CHARLOTTE, N.C. - The recipient of a $45 billion infusion from the federal government, Citigroup Inc. on Wednesday said it would place strict limits on management's compensation, including no severance for its top five executives.

Under pressure from lawmakers, Citigroup Chief Executive Vikram Pandit and Chairman Win Bischoff opted to forego their 2008 bonuses. The company's new executive pay limits also feature a clawback provision in which Citigroup can recoup executive pay "that over time proves to be based on inaccurate financial or other information."

The compensation restrictions come as the New York-based bank signed an agreement with the federal government to receive an additional $20 billion on top of the $25 billion it received in October. Restrictions on expenses, including the use of corporate aircraft and costs related to entertainment or holiday parties, also will be put in place.

Part of the $700 billion bailout program authorized by Congress, the capital infusions to Citigroup and dozens of other banks are the government's main tool for attempting to stabilize the financial services sector and spur lending between financial institutions and to customers.
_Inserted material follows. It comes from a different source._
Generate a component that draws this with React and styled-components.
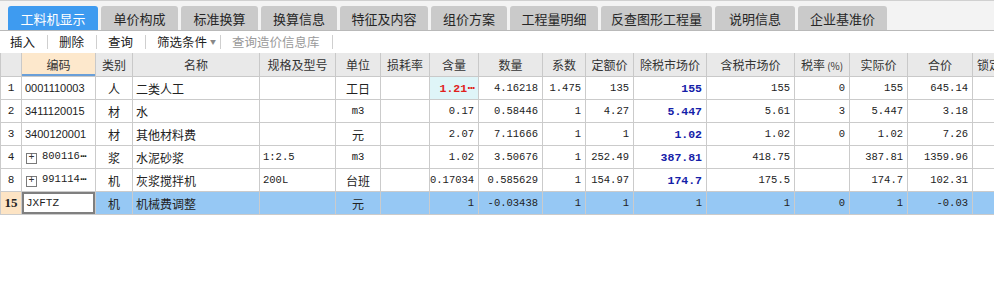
import React from "react";
import styled, { createGlobalStyle, css } from "styled-components";

const Global = createGlobalStyle`
  html, body { margin: 0; padding: 0; background: #fff; overflow: hidden; }
  body { font-family: "Noto Sans CJK SC", "Noto Sans", sans-serif; color: #222; }
`;

const Page = styled.div`
  width: 994px;
  height: 293px;
  overflow: hidden;
  background: #fff;
`;

const TabBar = styled.div`
  display: flex;
  align-items: flex-end;
  gap: 3px;
  height: 29px;
  padding-left: 8px;
  background: #f3f3f3;
  border-top: 1px solid #d0d0d0;
  border-bottom: 1px solid #b9b9b9;
`;

const Tab = styled.div`
  width: ${(p) => p.$w}px;
  height: 24px;
  display: flex;
  align-items: center;
  justify-content: center;
  font-size: 13px;
  border-radius: 3px 3px 0 0;
  background: ${(p) => (p.$active ? "#3e9bf0" : "#cacaca")};
  color: ${(p) => (p.$active ? "#fff" : "#262626")};
`;

const Toolbar = styled.div`
  display: flex;
  align-items: center;
  height: 22px;
  padding-left: 10px;
  font-size: 12.5px;
`;

const ToolItem = styled.span`
  color: ${(p) => (p.$disabled ? "#9a9a9a" : "#222")};
  display: inline-flex;
  align-items: center;
  line-height: 1;
`;

const Caret = styled.span`
  font-size: 6px;
  color: #888;
  margin-left: 3px;
`;

const Sep = styled.span`
  width: 1px;
  height: 14px;
  background: #cfcfcf;
  margin: 0 11px 0 ${(p) => (p.$tight ? 4 : 12)}px;
`;

const Table = styled.table`
  border-collapse: collapse;
  table-layout: fixed;
  width: 1022px;
  font-size: 12px;
`;

const Th = styled.th`
  height: 23px;
  padding: 0 ${(p) => (p.$left ? "0 0 4px" : "0")};
  text-align: ${(p) => (p.$left ? "left" : "center")};
  font-weight: normal;
  color: #333;
  background: ${(p) => (p.$sel ? "#fde8cc" : "#e9e9e9")};
  border: 1px solid #c9c9c9;
  border-top: none;
  ${(p) =>
    p.$sel &&
    css`
      box-shadow: inset 0 -2px 0 #6a9fd8;
    `}
  white-space: nowrap;
  overflow: hidden;
`;

const Small = styled.span`
  font-size: 10px;
`;

const Tr = styled.tr`
  height: 23px;
  background: ${(p) => (p.$sel ? "#96c8f4" : "#fff")};
`;

const mono = css`
  font-family: "Liberation Mono", "DejaVu Sans Mono", monospace;
  font-size: 10.5px;
`;

const Td = styled.td`
  padding: 0 ${(p) => (p.$align === "right" ? "4px" : "0")} 0
    ${(p) => (p.$align === "left" ? "3px" : "0")};
  border: 1px solid #cbcbcb;
  text-align: ${(p) => p.$align || "center"};
  white-space: nowrap;
  overflow: hidden;
  color: #222;
  ${(p) => p.$mono && mono}
  ${(p) => p.$code && css`font-family: "Liberation Sans", sans-serif; font-size: 11px;`}
  ${(p) =>
    p.$blue &&
    css`
      font-family: "Liberation Mono", monospace;
      color: #1420a8;
      font-weight: bold;
      font-size: 11.5px;
    `}
  ${(p) =>
    p.$red &&
    css`
      font-family: "Liberation Mono", monospace;
      color: #e0201c;
      font-weight: bold;
      font-size: 11.5px;
      background: #dff5f8;
    `}
`;

const Dots = styled.span`
  font-family: "DejaVu Sans", sans-serif;
  font-weight: bold;
  letter-spacing: -1.5px;
  font-size: ${(p) => (p.$small ? 9 : 10)}px;
`;

const NumCell = styled.td`
  padding: 0;
  border: 1px solid #cbcbcb;
  text-align: center;
  background: ${(p) => (p.$sel ? "#fde4c4" : "#fff")};
  font-family: ${(p) => (p.$sel ? '"Liberation Serif", serif' : '"Liberation Mono", monospace')};
  font-weight: ${(p) => (p.$sel ? "bold" : "normal")};
  font-size: ${(p) => (p.$sel ? "13px" : "11px")};
  color: #222;
`;

const EditCell = styled.td`
  padding: 0 0 0 4px;
  border: 1px solid #cbcbcb;
  background: #fff;
  box-shadow: inset 0 0 0 2px #7f7f7f, inset 2px 0 0 #4a8fdc;
  font-family: "Liberation Mono", monospace;
  font-size: 11px;
  text-align: left;
`;

const Expander = styled.span`
  display: inline-flex;
  align-items: center;
  justify-content: center;
  width: 9px;
  height: 9px;
  border: 1px solid #7a7a7a;
  font-family: "Liberation Mono", monospace;
  font-size: 10px;
  line-height: 1;
  margin: 0 5px 0 1px;
  vertical-align: -1px;
  color: #333;
`;

const tabs = [
  ["工料机显示", 90, true],
  ["单价构成", 77],
  ["标准换算", 77],
  ["换算信息", 76],
  ["特征及内容", 88],
  ["组价方案", 76],
  ["工程量明细", 88],
  ["反查图形工程量", 111],
  ["说明信息", 80],
  ["企业基准价", 89],
];

const cols = [21, 74, 37, 127, 76, 45, 49, 49, 64, 43, 48, 73, 88, 55, 58, 65, 50];

const rows = [
  { n: "1", code: "0001110003", t: "人", name: "二类人工", spec: "", unit: "工日", loss: "", qty: "1.21", qtyMore: true, amt: "4.16218", coef: "1.475", quota: "135", net: "155", gross: "155", tax: "0", real: "155", total: "645.14", red: true },
  { n: "2", code: "3411120015", t: "材", name: "水", spec: "", unit: "m3", loss: "", qty: "0.17", amt: "0.58446", coef: "1", quota: "4.27", net: "5.447", gross: "5.61", tax: "3", real: "5.447", total: "3.18" },
  { n: "3", code: "3400120001", t: "材", name: "其他材料费", spec: "", unit: "元", loss: "", qty: "2.07", amt: "7.11666", coef: "1", quota: "1", net: "1.02", gross: "1.02", tax: "0", real: "1.02", total: "7.26" },
  { n: "4", code: "800116", codeMore: true, exp: true, t: "浆", name: "水泥砂浆", spec: "1:2.5", unit: "m3", loss: "", qty: "1.02", amt: "3.50676", coef: "1", quota: "252.49", net: "387.81", gross: "418.75", tax: "", real: "387.81", total: "1359.96" },
  { n: "8", code: "991114", codeMore: true, exp: true, t: "机", name: "灰浆搅拌机", spec: "200L", unit: "台班", loss: "", qty: "0.17034", amt: "0.585629", coef: "1", quota: "154.97", net: "174.7", gross: "175.5", tax: "", real: "174.7", total: "102.31" },
  { n: "15", code: "JXFTZ", t: "机", name: "机械费调整", spec: "", unit: "元", loss: "", qty: "1", amt: "-0.03438", coef: "1", quota: "1", net: "1", gross: "1", tax: "0", real: "1", total: "-0.03", sel: true },
];

const isMonoUnit = (u) => /^[a-z0-9]+$/i.test(u);

export default function App() {
  return (
    <Page>
      <Global />
      <TabBar>
        {tabs.map(([label, w, active]) => (
          <Tab key={label} $w={w} $active={active}>
            {label}
          </Tab>
        ))}
      </TabBar>
      <Toolbar>
        <ToolItem>插入</ToolItem>
        <Sep />
        <ToolItem>删除</ToolItem>
        <Sep />
        <ToolItem>查询</ToolItem>
        <Sep />
        <ToolItem>
          筛选条件<Caret>▼</Caret>
        </ToolItem>
        <Sep $tight />
        <ToolItem $disabled>查询造价信息库</ToolItem>
        <Sep />
      </Toolbar>
      <Table>
        <colgroup>
          {cols.map((w, i) => (
            <col key={i} style={{ width: w }} />
          ))}
        </colgroup>
        <thead>
          <tr>
            <Th />
            <Th $sel>编码</Th>
            <Th>类别</Th>
            <Th>名称</Th>
            <Th>规格及型号</Th>
            <Th>单位</Th>
            <Th>损耗率</Th>
            <Th>含量</Th>
            <Th>数量</Th>
            <Th>系数</Th>
            <Th>定额价</Th>
            <Th>除税市场价</Th>
            <Th>含税市场价</Th>
            <Th>
              税率<Small> (%)</Small>
            </Th>
            <Th>实际价</Th>
            <Th>合价</Th>
            <Th $left>锁定</Th>
          </tr>
        </thead>
        <tbody>
          {rows.map((r) => (
            <Tr key={r.n} $sel={r.sel}>
              <NumCell $sel={r.sel}>{r.n}</NumCell>
              {r.sel ? (
                <EditCell>{r.code}</EditCell>
              ) : r.exp ? (
                <Td $align="left" $mono>
                  <Expander>+</Expander>
                  {r.code}
                  <Dots $small>···</Dots>
                </Td>
              ) : (
                <Td $align="left" $code>
                  {r.code}
                </Td>
              )}
              <Td>{r.t}</Td>
              <Td $align="left">{r.name}</Td>
              <Td $align="left" $mono>
                {r.spec}
              </Td>
              <Td $mono={isMonoUnit(r.unit)}>{r.unit}</Td>
              <Td>{r.loss}</Td>
              <Td $align="right" $mono={!r.red} $red={r.red}>
                {r.qty}
                {r.qtyMore && <Dots>···</Dots>}
              </Td>
              <Td $align="right" $mono>{r.amt}</Td>
              <Td $align="right" $mono>{r.coef}</Td>
              <Td $align="right" $mono>{r.quota}</Td>
              <Td $align="right" $mono={r.sel} $blue={!r.sel}>
                {r.net}
              </Td>
              <Td $align="right" $mono>{r.gross}</Td>
              <Td $align="right" $mono>{r.tax}</Td>
              <Td $align="right" $mono>{r.real}</Td>
              <Td $align="right" $mono>{r.total}</Td>
              <Td />
            </Tr>
          ))}
        </tbody>
      </Table>
    </Page>
  );
}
Citi said it will issue $20 billion in preferred shares to the Treasury Department, and warrants to buy about 188.5 million shares of common stock at a strike price of $10.61 a share, according to a filing with the Securities and Exchange Commission.

In doing so, members of the company's senior leadership and executive committees will see pay cuts and limits on severance packages, according to a memo sent to Citigroup staff Wednesday.

In the memo, Pandit announced measures that will tie executive pay more closely to performance.

"We are fully committed to paying for high-performance people at all levels of the organization and at competitive rates, in the context of the company's overall financial results," Pandit said.

The most senior leaders will be affected the most, Citi said.

Pandit said he and Bischoff thought it "fair" to forgo their bonuses "in light of the challenges of the year and the need for compensation elsewhere in the organization," the memo said. Robert Rubin, a Citigroup adviser and former Treasury secretary, also will decline a bonus.

Pandit added that senior leadership committee members will see their bonuses "substantially reduced," while executive committee members will have larger proportions of their bonuses in deferred compensation than other employees.

As a condition for receiving government money, lawmakers are making companies reel in bonuses. The congressional backlash and public outrage followed a series of high-profile cases involving Wall Street executives walking away with millions of dollars after their firms received taxpayer money.

Last month, American International Group Inc. said it would be limiting how much it pays its top executives, including granting a $1 salary for 2008 and 2009 to its CEO Edward Liddy.

New York-based AIG has received a roughly $150 billion rescue package from the federal government.

Shares of Citi fell 9 cents to $6.71 Wednesday. The company's stock shed more than three-fourths of its value in 2008.